Extensive measurements (>300) were performed in a gantry treatment room of Krakow proton therapy facility with pencil beams of various energies. A compact TimePix MiniPIX detector was protected by a waterproof cover and placed inside a water phantom (Figure 1. a, b). The unique TimePix capability of individual particle tracking and energy deposition measurement allowed distinguishing protons from other particles using a convolutional neural network and computing their LET. Corresponding GATE/Geant4 Monte Carlo simulations were performed for comparison with experimental data.
The deep-learning particle identification model was trained using the homogeneous data sets and then used for proton identification with an accuracy over 90%. Figure. 1. c shows the LET spectrum of protons for a 150 MeV proton pencil beam, at the depth of Bragg peak in water, and 45 mm away from the beam axis. The measured dose-averaged LET of protons is 5.8 keV/μm, while for simulation results it is 5.3 keV/μm. What is also important, a wide range of proton LET values in mixed radiation fields causes different complexity of DNA damage.

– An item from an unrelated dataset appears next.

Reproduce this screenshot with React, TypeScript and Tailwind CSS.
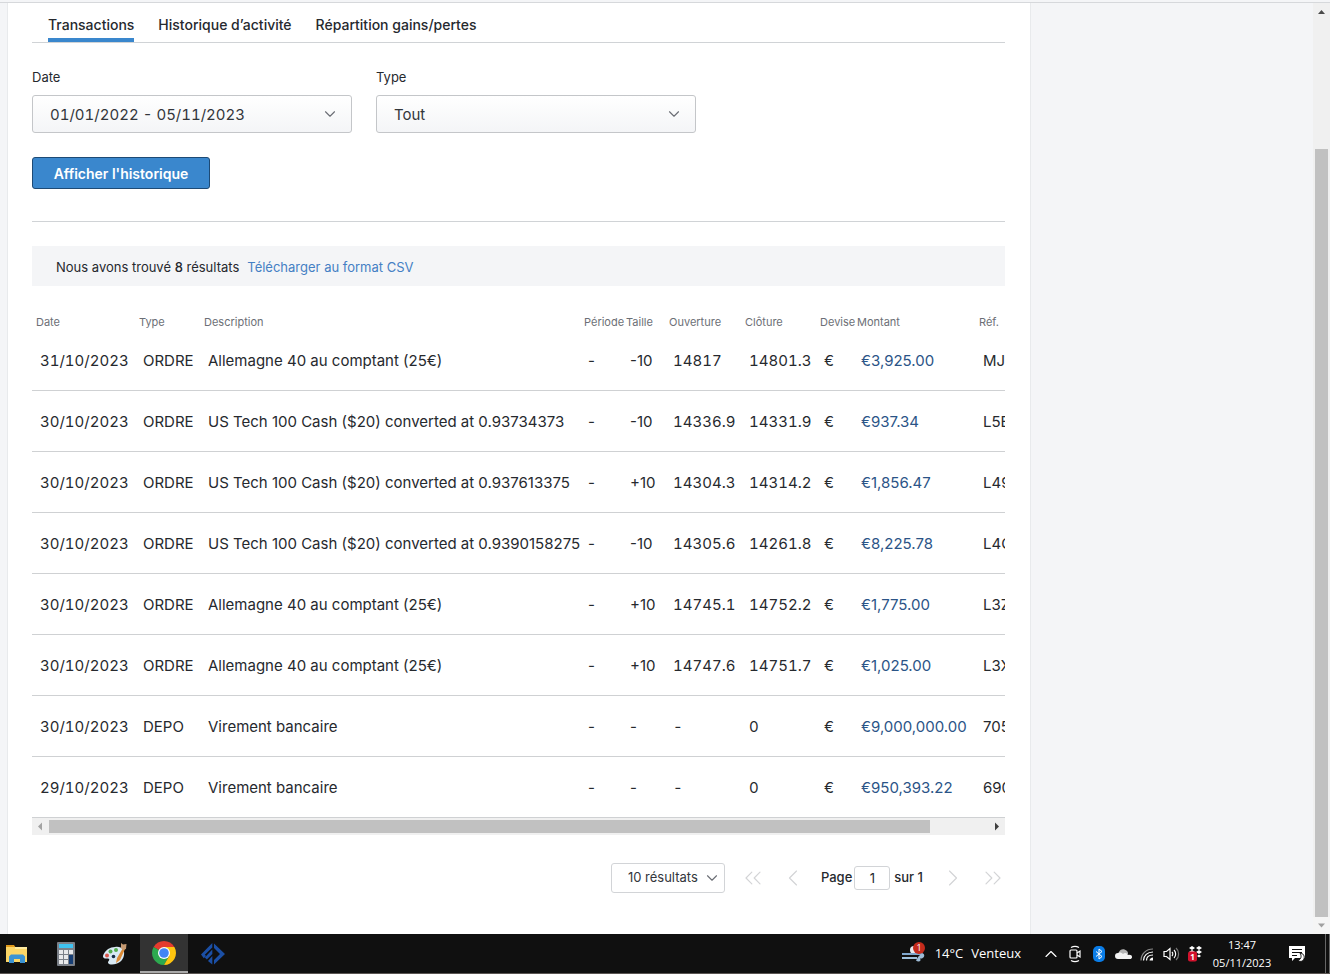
import { ChevronDown, ChevronLeft, ChevronRight, ChevronsLeft, ChevronsRight, ChevronUp } from "lucide-react";

const tabs = ["Transactions", "Historique d’activité", "Répartition gains/pertes"];

const columns = ["Date", "Type", "Description", "Période", "Taille", "Ouverture", "Clôture", "Devise", "Montant", "Réf."];

const rows = [
  ["31/10/2023", "ORDRE", "Allemagne 40 au comptant (25€)", "-", "-10", "14817", "14801.3", "€", "€3,925.00", "MJ6"],
  ["30/10/2023", "ORDRE", "US Tech 100 Cash ($20) converted at 0.93734373", "-", "-10", "14336.9", "14331.9", "€", "€937.34", "L5E"],
  ["30/10/2023", "ORDRE", "US Tech 100 Cash ($20) converted at 0.937613375", "-", "+10", "14304.3", "14314.2", "€", "€1,856.47", "L49"],
  ["30/10/2023", "ORDRE", "US Tech 100 Cash ($20) converted at 0.9390158275", "-", "-10", "14305.6", "14261.8", "€", "€8,225.78", "L4C"],
  ["30/10/2023", "ORDRE", "Allemagne 40 au comptant (25€)", "-", "+10", "14745.1", "14752.2", "€", "€1,775.00", "L3Z"],
  ["30/10/2023", "ORDRE", "Allemagne 40 au comptant (25€)", "-", "+10", "14747.6", "14751.7", "€", "€1,025.00", "L3X"],
  ["30/10/2023", "DEPO", "Virement bancaire", "-", "-", "-", "0", "€", "€9,000,000.00", "705"],
  ["29/10/2023", "DEPO", "Virement bancaire", "-", "-", "-", "0", "€", "€950,393.22", "690"],
];

// one entry per column
const cellStyles = ["tabular-nums", "", "", "", "", "tabular-nums", "tabular-nums", "", "text-[#2b5487]", ""];

function Field({ id, label, value }: { id: string; label: string; value: string }) {
  return (
    <div className="w-80">
      <label htmlFor={id} className="block text-[13px] leading-4">{label}</label>
      <div className="relative mt-2.5">
        <select
          id={id}
          className="block h-[38px] w-full appearance-none rounded-[3px] border border-[#c4c6c9] bg-linear-to-b from-white to-[#f4f5f7] px-[17px] pt-0.5 text-[15px] text-[#33363b] tabular-nums"
        >
          <option>{value}</option>
        </select>
        <ChevronDown className="pointer-events-none absolute top-2.5 right-[13px] size-[18px] text-[#6b6e75]" strokeWidth={1.5} />
      </div>
    </div>
  );
}

function HistoryTable() {
  return (
    <div className="overflow-hidden">
      <table className="w-[1040px] table-fixed border-collapse text-left whitespace-nowrap">
        <colgroup>
          <col className="w-[103px]" />
          <col className="w-[65px]" />
          <col className="w-[380px]" />
          <col className="w-[42px]" />
          <col className="w-[43px]" />
          <col className="w-[76px]" />
          <col className="w-[75px]" />
          <col className="w-[37px]" />
          <col className="w-[122px]" />
          <col />
        </colgroup>
        <thead>
          <tr>
            {columns.map((c) => (
              <th key={c} className="h-[43px] pt-[29px] pl-1 text-[11px] leading-[14px] font-normal text-[#6c6f76]">{c}</th>
            ))}
          </tr>
        </thead>
        <tbody>
          {rows.map((row, r) => (
            <tr key={r} className="h-[61px] border-b border-[#cfd1d3]">
              {row.map((cell, i) => (
                <td key={i} className={`pt-1 pl-2 ${cellStyles[i]}`}>{cell}</td>
              ))}
            </tr>
          ))}
        </tbody>
      </table>
      <div className="flex h-[17px] items-center bg-[#f0f0f0]">
        <svg viewBox="0 0 17 17" className="size-[17px] shrink-0 fill-[#a3a3a3]"><path d="M6 8.500l4-4v8z" /></svg>
        <div className="h-[13px] grow-[881] bg-[#c1c1c1]" />
        <div className="grow-[58]" />
        <svg viewBox="0 0 17 17" className="size-[17px] shrink-0 fill-[#404040]"><path d="M11 8.500l-4-4v8z" /></svg>
      </div>
    </div>
  );
}

function Pagination() {
  return (
    <div className="mt-7 flex h-[30px] items-center justify-end text-[13px] font-medium">
      <div className="relative mr-[14px]">
        <select aria-label="Résultats par page" className="block h-[30px] w-[114px] appearance-none rounded-[3px] border border-[#d2d4d7] bg-white pl-4 font-normal text-[#33363b]">
          <option>10 résultats</option>
        </select>
        <ChevronDown className="pointer-events-none absolute top-1.5 right-1 size-[18px] text-[#6b6e75]" strokeWidth={1.5} />
      </div>
      <button aria-label="Première page" className="text-[#d3d4d6]"><ChevronsLeft className="size-7" strokeWidth={1} /></button>
      <button aria-label="Page précédente" className="ml-3 text-[#d3d4d6]"><ChevronLeft className="size-7" strokeWidth={1} /></button>
      <label htmlFor="page" className="ml-[14px]">Page</label>
      <input id="page" defaultValue="1" className="mr-1 ml-0.5 h-6 w-9 rounded-[3px] border border-[#d2d4d7] text-center font-normal" />
      <span>sur 1</span>
      <button aria-label="Page suivante" className="ml-4 text-[#d3d4d6]"><ChevronRight className="size-7" strokeWidth={1} /></button>
      <button aria-label="Dernière page" className="-mr-0.5 ml-3 text-[#d3d4d6]"><ChevronsRight className="size-7" strokeWidth={1} /></button>
    </div>
  );
}

function WindowScrollbar() {
  return (
    <div className="flex w-[17px] shrink-0 flex-col items-center bg-[#f0f0f0]">
      <svg viewBox="0 0 17 17" className="size-[17px] shrink-0 fill-[#4a4a4a]"><path d="M5 11l3.500-4 3.500 4z" /></svg>
      <div className="grow-[129]" />
      <div className="w-[13px] grow-[768] bg-[#c1c1c1]" />
      <svg viewBox="0 0 17 17" className="size-[17px] shrink-0 bg-[#f5f5f5] fill-[#a0a0a0]"><path d="M5 6.500h7l-3.500 4z" /></svg>
    </div>
  );
}

function FolderIcon() {
  return (
    <svg viewBox="0 0 24 20" className="h-5 w-6">
      <path d="M1 1h8l2 3H1z" fill="#e0991b" />
      <path d="M1 3h21v15H1z" fill="#fbd667" />
      <path d="M10 3h12v2H10z" fill="#fdeaa0" />
      <path d="M4 19v-6.500l2-2h12l2 2V19h-5v-4H9v4z" fill="#3b93d3" />
    </svg>
  );
}

function CalculatorIcon() {
  return (
    <svg viewBox="0 0 18 24" className="h-6 w-[18px]">
      <rect width="18" height="24" rx="1" fill="#7b8088" />
      <rect x="2" y="2" width="14" height="4" fill="#3fc3f1" />
      {[8, 13, 18].map((y) => (
        <g key={y}>
          <rect x="2" y={y} width="4" height="4" fill="#e8e9eb" />
          <rect x="7" y={y} width="4" height="4" fill="#e8e9eb" />
        </g>
      ))}
      <rect x="12" y="8" width="4" height="4" fill="#e8e9eb" />
      <rect x="12" y="13" width="4" height="9" fill="#173e74" />
    </svg>
  );
}

function PaintIcon() {
  return (
    <svg viewBox="0 0 26 24" className="h-6 w-[26px]">
      <path d="M13 5c7-1 10 3 9 8-1 6-6 9.500-12 9.500-4 0-5-2-3-4 1-2-1-2-3-2-3 0-3.500-2-2.500-4C3.500 8 8 5 13 5z" fill="#d9e9f3" />
      <circle cx="5" cy="13.500" r="2" fill="#d9574b" />
      <circle cx="8.500" cy="9.500" r="2" fill="#54ad50" />
      <circle cx="14" cy="8" r="2" fill="#54ad50" />
      <circle cx="11.500" cy="14.500" r="1.800" fill="#162c45" />
      <path d="M14 21l1-5 6-10 2 1-5 11z" fill="#dc8a35" />
      <path d="M19 1l2 1.500L24.500 2 24 7l-3 1-2-2z" fill="#c59a72" />
    </svg>
  );
}

function ChromeIcon() {
  return (
    <svg viewBox="0 0 24 24" className="size-6">
      <path d="M12 12L1.608 6A12 12 0 0 1 22.392 6z" fill="#e33b2e" />
      <path d="M12 12L1.608 6A12 12 0 0 0 12 24l5.200-9z" fill="#2da94f" />
      <path d="M12 6h10.392A12 12 0 0 1 12 24l5.200-9z" fill="#fdc40f" />
      <circle cx="12" cy="12" r="6" fill="#fff" />
      <circle cx="12" cy="12" r="4.800" fill="#4285f4" />
    </svg>
  );
}

function BrokerIcon() {
  return (
    <svg viewBox="0 0 24 22" className="h-[22px] w-6" fill="#1b4fa5">
      <path d="M11.300 0v4.500l-7.500 7.200 1.300 1.300-2.300 2.300L0 11.500z" />
      <path d="M11.300 6.500v4.500l-5.500 5.500-2-2z" />
      <path d="M11.300 13v8.500L7 18z" />
      <path d="M13 0.500L24 11 13 21.500v-4.500l6-6-6-6z" />
    </svg>
  );
}

function WeatherIcon() {
  return (
    <svg viewBox="0 0 26 24" className="h-6 w-[26px]">
      <circle cx="13" cy="8" r="4" fill="#e6e9ef" />
      <path d="M1 12h20" stroke="#7fa6cc" strokeWidth="2" />
      <path d="M1 16h15" stroke="#9ec0dc" strokeWidth="2" />
      <path d="M21 11c3 1 3 4 0 5.500h-2c2 3-2 4-4 2l2-3.500z" fill="#9dbbd6" />
      <circle cx="18" cy="6" r="6" fill="#c42b1c" />
      <text x="18" y="9" fontSize="9" textAnchor="middle" fill="#fff">1</text>
    </svg>
  );
}

function MeetIcon() {
  return (
    <svg viewBox="0 0 16 18" className="h-[18px] w-4" fill="none" stroke="#fff" strokeWidth="1.200">
      <rect x="3" y="5" width="7" height="8" rx="1" />
      <path d="M10 8l3-2v6l-3-2M4 2.500c2.500-1.500 5.500-1.500 8 0M4 15.500c2.500 1.500 5.500 1.500 8 0" />
    </svg>
  );
}

function BluetoothIcon() {
  return (
    <svg viewBox="0 0 12 16" className="h-4 w-3">
      <rect width="12" height="16" rx="5" fill="#0a7de8" />
      <path d="M3 5.500l6 5-3 2.500V3l3 2.500-6 5" fill="none" stroke="#fff" strokeWidth="1" />
    </svg>
  );
}

function CloudIcon() {
  return (
    <svg viewBox="0 0 17 12" className="h-3 w-[17px]">
      <path d="M4 4c1-3 5-4 8-1 1 1 1 2 1 3L4 10z" fill="#b4b4b4" />
      <path d="M3 11a3 3 0 0 1 0-6c2-1 4 0 5 1 2-2 4-1 5 1 5-1 5 4 2 4z" fill="#f2f2f2" />
    </svg>
  );
}

function WifiIcon() {
  return (
    <svg viewBox="0 0 16 16" className="size-4" fill="none" strokeWidth="1.200">
      <path d="M2 14.500C2 8 7 3 14 3" stroke="#8b8b8b" />
      <path d="M4.500 14.500C4.500 9.500 8.500 6 14 6M7.500 14.500C7.500 11 10 9 14 9" stroke="#fff" />
      <path d="M10.500 14.500c0-1.500 1.500-3 3.500-3v3z" fill="#fff" />
    </svg>
  );
}

function SoundIcon() {
  return (
    <svg viewBox="0 0 17 16" className="h-4 w-[17px]" fill="none" stroke="#fff" strokeWidth="1.200">
      <path d="M1 5.500h2.500L7 2.500v11l-3.500-3H1z" />
      <path d="M9 6c1 1 1 3 0 4M11 4c2.200 2 2.200 6 0 8" />
      <path d="M13 2c3.500 3 3.500 9 0 12" stroke="#777" />
    </svg>
  );
}

function DropboxIcon() {
  return (
    <svg viewBox="0 0 17 17" className="size-[17px]">
      <path d="M5 1l3 2-3 2-3-2zM12 1l3 2-3 2-3-2zM5 5l3 2-3 2-3-2zM12 5l3 2-3 2-3-2zM12 9.500l2 1.500-2 1.500-2-1.500z" fill="#fff" />
      <rect x="1" y="6.500" width="9" height="10" rx="2" fill="#d3122d" />
      <text x="5.500" y="14.500" fontSize="8" fontWeight="700" textAnchor="middle" fill="#fff">1</text>
    </svg>
  );
}

function NotificationIcon() {
  return (
    <svg viewBox="0 0 18 18" className="size-[18px]">
      <path d="M1 1h16v12H7l-3 3v-3H1z" fill="#fff" />
      <path d="M4 4.500h10M4 7.500h10M4 10.500h5" stroke="#101010" strokeWidth="1.100" />
      <path d="M12 8c3 0 5 3 4 6s-5 3-6 1c3 0 4-4 2-7z" fill="#fff" stroke="#101010" strokeWidth="1" />
    </svg>
  );
}

const tray = [MeetIcon, BluetoothIcon, CloudIcon, WifiIcon, SoundIcon, DropboxIcon];

function Taskbar() {
  return (
    <footer className="flex h-10 shrink-0 border-b border-[#5a5552] bg-[#101010] font-['Open_Sans',sans-serif] text-white">
      <button aria-label="Explorateur" className="w-[42px] pl-[5px]"><FolderIcon /></button>
      <button aria-label="Calculatrice" className="flex w-12 items-center justify-center"><CalculatorIcon /></button>
      <button aria-label="Paint" className="flex w-[50px] items-center justify-center"><PaintIcon /></button>
      <button aria-label="Chrome" className="flex w-12 items-center justify-center border-b-2 border-[#a9a9a9] bg-[#333333]"><ChromeIcon /></button>
      <button aria-label="Plateforme" className="flex w-[50px] items-center justify-center"><BrokerIcon /></button>
      <div className="ml-auto flex items-center">
        <button className="mr-[18px] flex items-center gap-2 text-[13px]">
          <WeatherIcon />
          <span>14°C</span>
          <span>Venteux</span>
        </button>
        <button aria-label="Icônes cachées" className="flex w-6 justify-center"><ChevronUp className="size-5" strokeWidth={1.4} /></button>
        {tray.map((Icon, i) => (
          <span key={i} className="flex w-6 justify-center"><Icon /></span>
        ))}
        <div className="w-[70px] text-center text-[11px] leading-[18px]">
          <div>13:47</div>
          <div>05/11/2023</div>
        </div>
        <button aria-label="Notifications" className="flex w-10 justify-center"><NotificationIcon /></button>
        <div className="ml-2 h-full w-[5px] border-x border-[#666]" />
      </div>
    </footer>
  );
}

export default function App() {
  return (
    <div className="flex min-h-screen flex-col bg-[#f4f5f7] pt-0.5 font-[Inter,sans-serif] text-[15px] text-[#26292e]">
      <div className="flex grow border-t border-[#d6d8db]">
        <main className="ml-[7px] min-w-0 grow border-x border-[#e8eaec] bg-white pr-[25px] pl-6">
          <nav className="flex gap-6 border-b border-[#d0d3d6] pl-4">
            {tabs.map((tab, i) => (
              <a
                key={tab}
                href="#"
                className={
                  i === 0
                    ? "border-b-4 border-[#3a87cd] pt-[13px] pb-1 text-[14px] leading-[18px] font-medium"
                    : "border-b-4 border-transparent pt-[13px] pb-1 text-[14px] leading-[18px] font-medium"
                }
              >
                {tab}
              </a>
            ))}
          </nav>

          <form onSubmit={(e) => e.preventDefault()} className="border-b border-[#d0d3d6] pt-[26px] pb-8">
            <div className="flex gap-6">
              <Field id="date" label="Date" value="01/01/2022 - 05/11/2023" />
              <Field id="type" label="Type" value="Tout" />
            </div>
            <button type="submit" className="mt-6 block h-8 w-[178px] rounded-[3px] border border-[#1d4a75] bg-[#3a87cd] text-[14px] font-semibold text-white">
              Afficher l'historique
            </button>
          </form>

          <div className="mt-6 flex h-10 items-center gap-2 bg-[#f4f5f7] px-6 pt-1 text-[13px]">
            <span>Nous avons trouvé <span className="font-medium">8</span> résultats</span>
            <a href="#" className="text-[#4480c4]">Télécharger au format CSV</a>
          </div>

          <HistoryTable />
          <Pagination />
        </main>
        <aside className="w-[282px] shrink-0" />
        <WindowScrollbar />
      </div>
      <Taskbar />
    </div>
  );
}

In general, we obtained a good agreement comparing measured and simulated LET spectra and dose-averaged LET of protons.
Any LET-based variable RBE model, to be applied in the clinical routine of treatment planning, requires accurate simulation and measurement methods for validation and quality assurance. Presented results demonstrate the ability of commercially available TimePix detectors, enhanced by artificial intelligence, for wide-range event-by-event characterization of mixed radiation field and LET measurements in proton radiation therapy. Our simple and accessible methodology can be applied in any proton radiation therapy facility.